Like Christmas, Easter Sunday is celebrated across the world by believers and non-believers alike. But there is a yawning chasm between chocolate bunnies and the resurrection of Jesus Christ from the dead. Both are celebrations. However, while one is merely a pleasant rite of passage from winter to spring, the other stands as the central event around which Western civilization has revolved for more than 2,000 years.
This Easter dualism is increasingly running parallel to the growing distance between Christians and non-believers, and between the nation at large and a faith central to its founding. Just as among ordinary Americans, not all the founding fathers were men of deep faith, but all were respectful of and deferential to it. Today, no such common bond holds this ever more fragile republic together.
But there is an even deeper division represented by this special weekend, that between darkness and light. The Christian endures and embraces the journey from grief over the reality of their own sin on Good Friday to the incomparable joy of a full pardon and promise of paradise on Easter Sunday. In order to experience the fullness of this civilization-defining 48 hours from crucifixion to resurrection, the believer must first grieve over their own responsibility for Jesus being forced to endure unspeakable cruelty in order to experience the full glory of the resurrection.
Easter, Salt, and Light
True biblically based faith does not lead to a call for political victory, but rather for believers to live out their faith day by day, to serve as salt and light in a fallen world. The ongoing attitude and individual acts of love and mercy define the truly convicted Christian. At the same time, the power in the claims of Christ has always drawn pretenders and exploiters. Just as the terms “democratic” and “republic” became so valuable that even a murderous totalitarian regime such as East Germany adopted the name of the German Democratic Republic, many a false Christian prophet has arisen over time. But while countless numbers are taken in, those with deep, abiding faith are quick to recognize and dismiss such charlatans.
Christians from all walks of life – white, brown, or black; young or old; and from anywhere in the world – are bonded in a covenantal relationship with God. A white Christian can walk into a black church – or vice-versa – today and immediately share a common bond, the central premise of their lives, that they are all sinners saved by unmerited grace. Indeed, genuine diversity is to be found among the “great cloud of witnesses” who worship the Christ.

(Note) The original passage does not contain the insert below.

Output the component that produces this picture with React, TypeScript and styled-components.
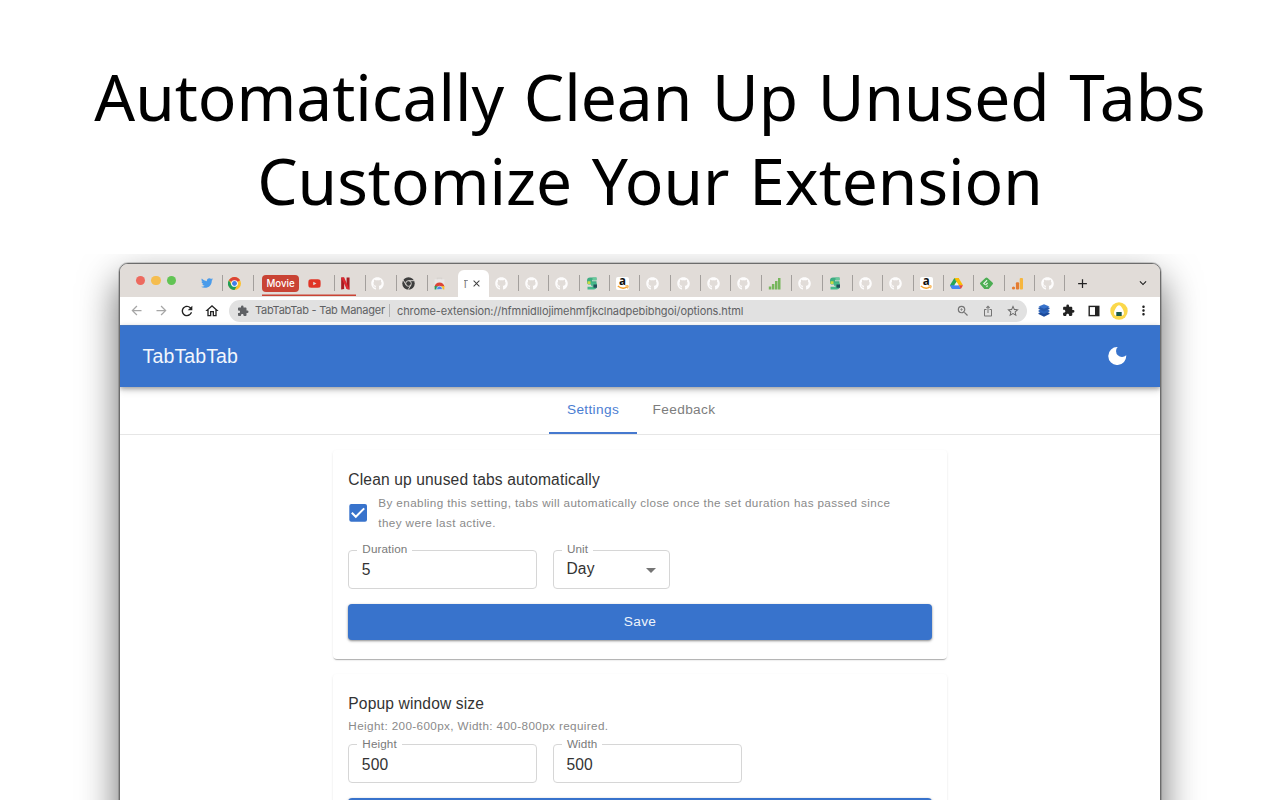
import React from "react";
import styled, { createGlobalStyle, css } from "styled-components";
import {
  MdArrowBack,
  MdArrowForward,
  MdRefresh,
  MdOutlineHome,
  MdExtension,
  MdZoomIn,
  MdIosShare,
  MdStarBorder,
  MdMoreVert,
  MdAdd,
  MdClose,
  MdKeyboardArrowDown,
} from "react-icons/md";
import { FaGithub, FaTwitter, FaYoutube } from "react-icons/fa";

const Global = createGlobalStyle`
  *, *::before, *::after { box-sizing: border-box; }
  html, body { margin: 0; height: 100%; overflow: hidden; background: #fff; }
`;

const Page = styled.main`
  width: 1280px;
  height: 800px;
  overflow: hidden;
  display: flex;
  flex-direction: column;
  background: #fff;
`;

const Headline = styled.h1`
  flex: none;
  margin: 0;
  height: 254px;
  padding: 55px 0 0 20px;
  text-align: center;
  white-space: nowrap;
  color: #000;
  font: 400 64px/84px "Noto Sans", sans-serif;
  word-spacing: 3px;
`;

const HeadlineRow = styled.span`
  display: block;
`;

const Stage = styled.div`
  flex: 1;
  min-height: 0;
  overflow: hidden;
  padding: 9px 119px 0;
`;

const BrowserWindow = styled.section`
  height: 640px;
  border: 1px solid #6c6c6c;
  border-radius: 9px;
  overflow: hidden;
  background: #fff;
  box-shadow: 0 0 0 1px rgba(0, 0, 0, 0.16), 0 17px 38px rgba(0, 0, 0, 0.6);
  font-family: "Liberation Sans", Arial, sans-serif;
`;

const TabStrip = styled.div`
  height: 33px;
  display: flex;
  align-items: stretch;
  background: #e1dcd8;
`;

const Lights = styled.div`
  width: 72px;
  padding: 0 0 0 15.700px;
  display: flex;
  align-items: center;
  gap: 6px;
`;

const Light = styled.i<{ $color: string }>`
  width: 9.5px;
  height: 9.5px;
  border-radius: 50%;
  background: ${(p) => p.$color};
`;

const StripTab = styled.div<{ $width?: number; $offset?: number; $line?: boolean; $grouped?: boolean }>`
  flex: none;
  width: ${(p) => p.$width ?? 30.36}px;
  padding: 5px 0 0 ${(p) => p.$offset ?? 6}px;
  display: flex;
  align-items: center;
  justify-content: space-between;
  ${(p) =>
    p.$grouped &&
    css`
      box-shadow: inset 0 -1px #e1dcd8, inset 0 -2.5px #c94334;
    `}
  &::after {
    content: "";
    width: 1px;
    height: 16px;
    background: ${(p) => (p.$line === false ? "transparent" : "#a39f9c")};
  }
`;

const ActiveTab = styled.div`
  flex: none;
  width: 30.6px;
  height: 27px;
  align-self: flex-end;
  display: flex;
  align-items: center;
  gap: 3px;
  padding-left: 5.5px;
  border-radius: 6px 6px 0 0;
  background: #fff;
  color: #3c3c3c;
  font: 10px "Inter", sans-serif;
`;

const ClippedTitle = styled.span`
  width: 4.5px;
  overflow: hidden;
  text-indent: -1.5px;
  color: #777;
`;

const Group = styled.div`
  width: 41px;
  padding-top: 5px;
  display: flex;
  align-items: center;
  box-shadow: inset 0 -1px #e1dcd8, inset 0 -2.5px #c94334;
`;

const GroupChip = styled.span`
  width: 37px;
  height: 17px;
  border-radius: 4px;
  background: #c94334;
  color: #fff;
  text-align: center;
  font: 500 9.700px/17px "Inter", sans-serif;
`;

const Spacer = styled.div<{ $width?: number }>`
  flex: ${(p) => (p.$width ? "none" : "1")};
  width: ${(p) => p.$width ?? 0}px;
`;

const StripAction = styled.span`
  display: flex;
  align-items: center;
  padding-top: 5px;
  color: #222;
`;

const Toolbar = styled.div`
  height: 28px;
  padding: 0 0 1px 8.5px;
  display: flex;
  align-items: center;
  color: #2b2b2b;
  background: #fff;
`;

const ToolIcon = styled.span<{ $width: number; $color?: string }>`
  flex: none;
  width: ${(p) => p.$width}px;
  display: flex;
  justify-content: center;
  color: ${(p) => p.$color ?? "#222"};
`;

const Omnibox = styled.div`
  flex: none;
  width: 797.5px;
  height: 22px;
  margin-right: 4.5px;
  padding: 0 1.5px 0 8px;
  display: flex;
  align-items: center;
  border-radius: 11px;
  background: #e1e1e1;
  color: #5f6164;
  font: 400 11px/22px "Inter", sans-serif;
  white-space: nowrap;
`;

const SiteName = styled.span`
  flex: none;
  width: 135px;
  margin: 0 7px 0 6px;
  letter-spacing: -0.25px;
  border-right: 1px solid #b4b4b4;
  line-height: 13px;
`;

const Address = styled.span`
  flex: 1;
  letter-spacing: -0.09px;
`;

const AppBar = styled.header`
  position: relative;
  height: 62px;
  padding: 0 33px 1px 22.600px;
  display: flex;
  align-items: center;
  justify-content: space-between;
  background: #3873cc;
  color: #fff;
  border-top: 1px solid #4576be;
  box-shadow: 0 2px 4px rgba(0, 0, 0, 0.25), 0 3px 8px rgba(0, 0, 0, 0.16);
`;

const Brand = styled.h2`
  margin: 0;
  font-weight: 400;
  font-size: 19.5px;
  letter-spacing: 0.12px;
  color: #f2f6fc;
`;

const TabNav = styled.nav`
  height: 48px;
  display: flex;
  justify-content: center;
  border-bottom: 1px solid #e6e6e6;
`;

const NavItem = styled.a<{ $active?: boolean; $width: number }>`
  width: ${(p) => p.$width}px;
  text-align: center;
  font-size: 13.67px;
  line-height: 46px;
  letter-spacing: 0.35px;
  color: ${(p) => (p.$active ? "#4a7dd2" : "#7d7d7d")};
  border-bottom: ${(p) => (p.$active ? "2px solid #4679cf" : "0")};
`;

const Content = styled.div`
  width: 614.5px;
  margin: 0 auto;
  padding-top: 15px;
  display: flex;
  flex-direction: column;
  gap: 15px;
`;

const Card = styled.section<{ $height: number }>`
  height: ${(p) => p.$height}px;
  padding: 18px 15.600px 0 15.6px;
  border-radius: 4px;
  box-shadow: 0 1.5px 1px -1px rgba(0, 0, 0, 0.22), 0 1px 1px rgba(0, 0, 0, 0.08), 0 1px 3px rgba(0, 0, 0, 0.08);
`;

const CardTitle = styled.h3`
  margin: 0;
  font-weight: 400;
  font-size: 15.6px;
  line-height: 24px;
  letter-spacing: 0.13px;
  color: #333;
`;

const Option = styled.label`
  display: flex;
  align-items: center;
  gap: 10px;
  margin-top: 1px;
`;

const CheckBox = styled.span`
  flex: none;
  width: 20px;
  height: 20px;
`;

const Note = styled.p`
  margin: 0;
  white-space: pre;
  font-size: 11.7px;
  line-height: 19.5px;
  letter-spacing: 0.38px;
  color: #8a8a8a;
`;

const Fields = styled.div<{ $top: number }>`
  display: flex;
  gap: 15.6px;
  margin-top: ${(p) => p.$top}px;
`;

const Field = styled.div<{ $width: number; $lift?: number; $drop?: number }>`
  position: relative;
  width: ${(p) => p.$width}px;
  height: 39px;
  padding: ${(p) => p.$drop ?? 0}px 13px ${(p) => p.$lift ?? 0}px 12.5px;
  display: flex;
  align-items: center;
  justify-content: space-between;
  border: 1px solid #d6d6d6;
  border-radius: 4px;
  font-size: 15.6px;
  letter-spacing: 0.14px;
  color: #333;
`;

const FieldLabel = styled.span<{ $top?: number }>`
  position: absolute;
  left: 8px;
  top: ${(p) => p.$top ?? -9}px;
  padding: 0 5px;
  background: #fff;
  font-size: 11.7px;
  line-height: 16px;
  letter-spacing: 0.11px;
  color: #7a7a7a;
`;

const Caret = styled.svg`
  margin-top: 3px;
`;

const SaveButton = styled.button`
  display: block;
  width: 100%;
  height: 35.5px;
  margin-top: 15.4px;
  padding: 0 0 1.500px;
  border: 0;
  border-radius: 4px;
  background: #3873cc;
  box-shadow: 0 1px 3px rgba(0, 0, 0, 0.3), 0 1px 2px rgba(0, 0, 0, 0.2);
  color: #eef3fb;
  font: 400 13.67px "Liberation Sans", Arial, sans-serif;
  letter-spacing: 0.4px;
`;

const Github = () => <FaGithub size={13} color="#fdfcfc" />;

const ChromeColor = () => (
  <svg width="13" height="13" viewBox="0 0 24 24">
    <circle cx="12" cy="12" r="12" fill="#fbc02d" />
    <path d="M12 12 1.6 6A12 12 0 0 1 22.4 6z" fill="#db4437" />
    <path d="M1.6 6A12 12 0 0 0 12 24l5.2-9L12 12 6.8 15z" fill="#1f9d58" />
    <circle cx="12" cy="12" r="6.2" fill="#fff" />
    <circle cx="12" cy="12" r="4.5" fill="#3f7de8" />
  </svg>
);

const ChromeDark = () => (
  <svg width="13" height="13" viewBox="0 0 24 24">
    <circle cx="12" cy="12" r="11.5" fill="#3e3e3e" />
    <g stroke="#d8d4d0" strokeWidth="1.8" fill="none">
      <circle cx="12" cy="12" r="5.2" />
      <path d="M12 6.8h10.5M7.5 14.6 2.3 5.7M16.5 14.6l-5.2 9" />
    </g>
  </svg>
);

const WebStore = () => (
  <svg width="13" height="13" viewBox="0 0 24 24">
    <path d="M3 4h18v19H3z" fill="#e9e7e6" />
    <path d="M8 4V2h8v2" stroke="#d8d3d0" strokeWidth="2" fill="none" />
    <path d="M3 18a9 8 0 0 1 18 0z" fill="#dc4437" />
    <path d="M3 16.500v6.500h8l1-5z" fill="#229b58" />
    <path d="M21 16.500v6.500H11l1-6z" fill="#f8bd2b" />
    <path d="M6.500 23a5.5 6 0 0 1 11 0z" fill="#4c83ec" stroke="#fff" strokeWidth="1" />
  </svg>
);

const Netflix = () => (
  <svg width="13" height="13" viewBox="0 0 24 24">
    <path d="M4 1h5.500v21l-5.500 1zM14 1h5.500v22l-5.500-1z" fill="#a91c22" />
    <path d="M4 1h5.500l10 22-5.500-1z" fill="#dc2830" />
  </svg>
);

const Snake = () => (
  <svg width="12" height="13" viewBox="0 0 24 24" preserveAspectRatio="none">
    <path d="M21 1H8a6 6 0 0 0-6 6v2a5 5 0 0 0 5 5h14V8H12V6h9z" fill="#3fad82" />
    <path d="M3 23h12a7 7 0 0 0 7-6v-3a5 5 0 0 0-5-4h-7v6h3v2H3z" fill="#45b98b" />
    <path d="M15 14h7v6h-7z" fill="#244f5c" />
    <path d="M3 8h6v5H3z" fill="#cbdc45" />
    <path d="M13 1h8v5h-8z" fill="#6bc89c" />
  </svg>
);

const AmazonBox = styled.span`
  width: 13px;
  height: 13px;
  border-radius: 2px;
  background: #fff;
  display: flex;
  flex-direction: column;
  align-items: center;
  font: 700 11.5px/8px "Open Sans", sans-serif;
  color: #111;
`;

const Amazon = () => (
  <AmazonBox>
    a
    <svg width="12" height="5" viewBox="0 0 12 5">
      <path d="M.8 1Q5.500 5 10 2" stroke="#f6a02b" strokeWidth="1.3" fill="none" />
      <path d="M8.300.900 11.200.800 10.600 3.400" stroke="#f6a02b" strokeWidth="1" fill="none" />
    </svg>
  </AmazonBox>
);

const Bars = () => (
  <svg width="13" height="13" viewBox="0 0 13 13" fill="#76b65c">
    <path d="M.800 9.500h2.500v3H.800zM3.900 7h2.500v5.500H3.900zM7 4h2.500v8.500H7zM10 1h2.500v11.500H10z" />
  </svg>
);

const Drive = () => (
  <svg width="13" height="13" viewBox="0 0 24 24">
    <path d="M8 2h8l-4 7z" fill="#188038" />
    <path d="M8 2 0 15l4 7 8-13z" fill="#24a656" />
    <path d="M16 2 8.200 2 16 15h8z" fill="#fbbc04" />
    <path d="M8 15H0l4 7h16l-4-7z" fill="#4285f4" />
    <path d="M16 15h8l-4 7z" fill="#e6473a" />
    <path d="m12 9-4 6h8z" fill="#f4f2f0" />
  </svg>
);

const Feedly = () => (
  <svg width="13" height="13" viewBox="0 0 24 24">
    <path d="M10 2q2-2 4 0l9 8q2 2 0 4l-7 8H8l-7-8q-2-2 0-4z" fill="#4cad53" />
    <path d="m13 6-6 6 2 2M14 11l-4 4M14 16l-2 2" stroke="#e9f5e7" strokeWidth="2.200" fill="none" />
  </svg>
);

const Analytics = () => (
  <svg width="13" height="13" viewBox="0 0 13 13">
    <rect x="8.700" y="1" width="3.300" height="11.500" rx="1" fill="#f6b63e" />
    <rect x="4.900" y="5.200" width="3.200" height="7.300" rx="1" fill="#e47c32" />
    <circle cx="2.500" cy="11" r="1.600" fill="#e47c32" />
  </svg>
);

const Stack = () => (
  <svg width="12" height="13" viewBox="0 0 12 13">
    <path d="m6 6.500 5.500 2.500v1L6 12.800.500 10V9z" fill="#1c4b9c" />
    <path d="m6 4 5.500 2.500v1L6 10 .500 7.500v-1z" fill="#2a62bb" />
    <path d="m6 1.500 5.500 2.200v1.200L6 7.500.500 4.900V3.700z" fill="#2558ab" />
    <path d="m6 .200 5.500 2.200L6 4.800.500 2.400z" fill="#3873cc" />
  </svg>
);

const SidePanel = () => (
  <svg width="12" height="12" viewBox="0 0 12 12">
    <rect x="1.200" y="1.400" width="9.600" height="9.200" fill="#fff" stroke="#222" strokeWidth="1.400" />
    <path d="M7 1h4v10H7z" fill="#222" />
  </svg>
);

const Avatar = () => (
  <svg width="18" height="18" viewBox="0 0 18 18">
    <circle cx="9" cy="9" r="8.700" fill="#fbd84b" />
    <path d="M9 3.200c2 0 5 5.200 5 7.800 0 2.400-1.600 3-5 3s-5-.600-5-3c0-2.600 3-7.800 5-7.800z" fill="#fff" />
    <path d="M6.300 10h5.400v4H6.300z" fill="#1b5a49" />
  </svg>
);

const trailingTabs = [
  Github, Github, Github, Snake, Amazon, Github, Github, Github, Github, Bars,
  Github, Snake, Github, Github, Amazon, Drive, Feedly, Analytics, Github,
];

export default function App() {
  return (
    <Page>
      <Global />
      <Headline>
        <HeadlineRow>Automatically Clean Up Unused Tabs</HeadlineRow>
        <HeadlineRow>Customize Your Extension</HeadlineRow>
      </Headline>
      <Stage>
        <BrowserWindow>
          <TabStrip>
            <Lights>
              <Light $color="#ed6a5f" />
              <Light $color="#f5bd4f" />
              <Light $color="#62c454" />
            </Lights>
            <StripTab $width={31} $offset={9}><FaTwitter size={12} color="#4a9bea" /></StripTab>
            <StripTab $width={31} $offset={5.2}><ChromeColor /></StripTab>
            <Spacer $width={8} />
            <Group><GroupChip>Movie</GroupChip></Group>
            <StripTab $width={31.5} $offset={5} $grouped><FaYoutube size={13} color="#e03426" /></StripTab>
            <StripTab $width={21.5} $offset={4.500} $line={false} $grouped><Netflix /></StripTab>
            <StripTab $width={9.5} $offset={8}><span /></StripTab>
            <StripTab $width={31} $offset={5}><Github /></StripTab>
            <StripTab $width={31} $offset={5}><ChromeDark /></StripTab>
            <StripTab $width={30.5} $offset={5} $line={false}><WebStore /></StripTab>
            <ActiveTab>
              <ClippedTitle>T</ClippedTitle>
              <MdClose size={11} />
            </ActiveTab>
            {trailingTabs.map((Icon, i) => (
              <StripTab key={i}><Icon /></StripTab>
            ))}
            <Spacer $width={10} />
            <StripAction><MdAdd size={15} /></StripAction>
            <Spacer />
            <StripAction><MdKeyboardArrowDown size={14} /></StripAction>
            <Spacer $width={10} />
          </TabStrip>
          <Toolbar>
            <ToolIcon $width={16} $color="#a6a6a6"><MdArrowBack size={15} /></ToolIcon>
            <Spacer $width={9} />
            <ToolIcon $width={16} $color="#a6a6a6"><MdArrowForward size={15} /></ToolIcon>
            <Spacer $width={9} />
            <ToolIcon $width={16}><MdRefresh size={16} /></ToolIcon>
            <Spacer $width={9} />
            <ToolIcon $width={16}><MdOutlineHome size={16} /></ToolIcon>
            <Spacer $width={9.5} />
            <Omnibox>
              <MdExtension size={12} />
              <SiteName>TabTabTab - Tab Manager</SiteName>
              <Address>chrome-extension://hfmnidllojimehmfjkclnadpebibhgoi/options.html</Address>
              <ToolIcon $width={25} $color="#747474"><MdZoomIn size={14} /></ToolIcon>
              <ToolIcon $width={25} $color="#747474"><MdIosShare size={12} /></ToolIcon>
              <ToolIcon $width={25} $color="#666"><MdStarBorder size={14} /></ToolIcon>
            </Omnibox>
            <ToolIcon $width={25}><Stack /></ToolIcon>
            <ToolIcon $width={25}><MdExtension size={13} /></ToolIcon>
            <ToolIcon $width={25}><SidePanel /></ToolIcon>
            <ToolIcon $width={25}><Avatar /></ToolIcon>
            <ToolIcon $width={25}><MdMoreVert size={15} /></ToolIcon>
          </Toolbar>
          <AppBar>
            <Brand>TabTabTab</Brand>
            <svg width="19" height="18" viewBox="0 0 19 18" fill="#fff">
              <path d="M9.700.030A9 9 0 1 0 18.200 8.200 5.750 5.750 0 1 1 9.700.030z" />
            </svg>
          </AppBar>
          <TabNav>
            <NavItem $active $width={88}>Settings</NavItem>
            <NavItem $width={94}>Feedback</NavItem>
          </TabNav>
          <Content>
            <Card $height={209}>
              <CardTitle>Clean up unused tabs automatically</CardTitle>
              <Option>
                <CheckBox>
                  <svg width="20" height="20" viewBox="0 0 20 20">
                    <rect x="1.300" y="1" width="17.700" height="17.700" rx="2" fill="#3873cc" />
                    <path d="m3.800 9.800 4 4 8.400-8.400" stroke="#fff" strokeWidth="2" fill="none" />
                  </svg>
                </CheckBox>
                <Note>{"By enabling this setting, tabs will automatically close once the set duration has passed since\nthey were last active."}</Note>
              </Option>
              <Fields $top={18}>
                <Field $width={189}><FieldLabel $top={-10}>Duration</FieldLabel>5</Field>
                <Field $width={117} $lift={2}>
                  <FieldLabel $top={-10}>Unit</FieldLabel>
                  Day
                  <Caret width="10" height="5" viewBox="0 0 10 5"><path d="M0 0h10L5 5z" fill="#757575" /></Caret>
                </Field>
              </Fields>
              <SaveButton>Save</SaveButton>
            </Card>
            <Card $height={209}>
              <CardTitle>Popup window size</CardTitle>
              <Note>Height: 200-600px, Width: 400-800px required.</Note>
              <Fields $top={8.5}>
                <Field $width={189} $drop={2}><FieldLabel>Height</FieldLabel>500</Field>
                <Field $width={189} $drop={2}><FieldLabel>Width</FieldLabel>500</Field>
              </Fields>
              <SaveButton />
            </Card>
          </Content>
        </BrowserWindow>
      </Stage>
    </Page>
  );
}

As a pastor once intoned, nobody has ever been argued into the kingdom of God. Christians are convicted, not persuaded. Their incredible predicate for belief is one that can hardly be understood at an intellectual level: that God sent his only begotten son to live amongst us and teach us the truth that lies above our earthly lives of quiet desperation. He would die a pauper’s death in excruciating fashion and rise again in order to grant us permanent residence in God’s presence, what we call heaven. It is a gift of faith for the faithless, love for the loveless, hope for the hopeless. It is a story – and a promise – that never gets old.
“I am the resurrection and the life. Whoever believes in me, though he die, yet shall he live, and everyone who lives and believes in me shall never die.”